The underlying attitudes of the poet seem to emerge at the ending of blessing: “over their small bones” despite the happiness expressed though the image of children “screaming in the liquid sun”, reveals the reality of harsh survival endured by slums in this part of India. “small bones” image suggests undernourishment of children. The immense joy water had brought them reflects poets intentions of expressing the slums’ simplicity of life. Water seems to be miraculous to them while we take it for granted. She expresses water as a “blessing” and “a fortune” showing how these terms can mean different things to different people. Furthermore, it reinforces the power of nature: water that transforms people’s lives.

However, the suffering caused by oppression is evident throughout ‘Limbo’ until the very last lines when the tone swifts to a positive tone. This contrast is shown through positive diction such as “raising, calling, and praising” that suggests hope though it is contradicted by the “burning ground” implying a new slave life. The reluctance of facing subtleness is enforced by the three fragmented words: “hot slow step”. Sun is referred to as hope and life giving in both poems: “sun coming up” while ‘Blessing’ uses sun as a symbol of life giving quality of water: “liquid sun”.

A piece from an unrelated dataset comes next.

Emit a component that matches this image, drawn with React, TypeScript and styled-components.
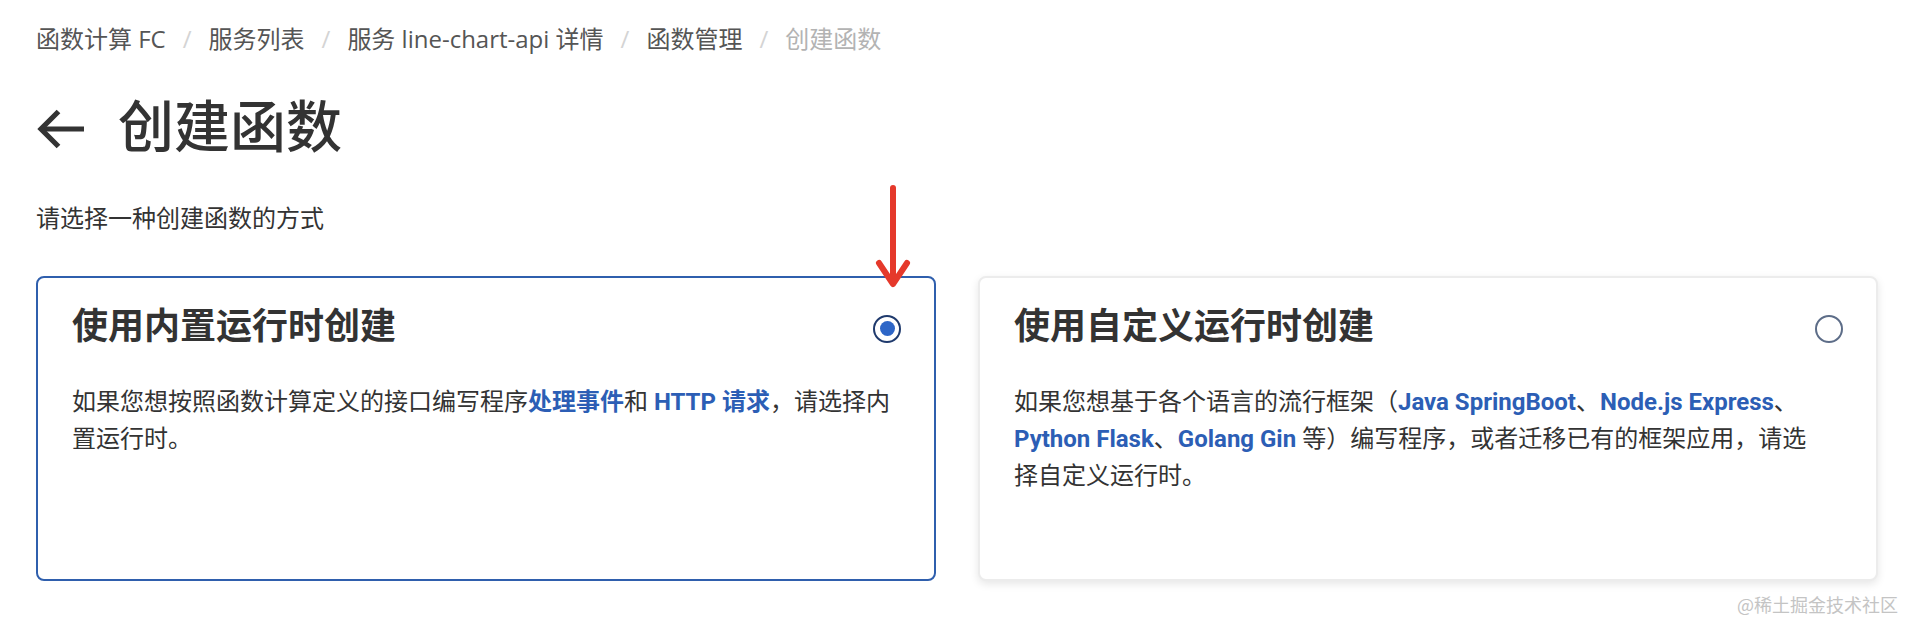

I prefer ‘Blessing’ more than ‘Limbo’ because of it’s underlying theme of poverty and unequal resources for all human beings. I have been impressed by the way Blessing portrays innocent happiness within the disturbing simile that is created by reading the first and last lines together: “The skin cracks like a pod/ over the small bones”. It makes me realize how advantaged we are, who take it for granted while there is another part of this world who would have to “imagine he drip of it”.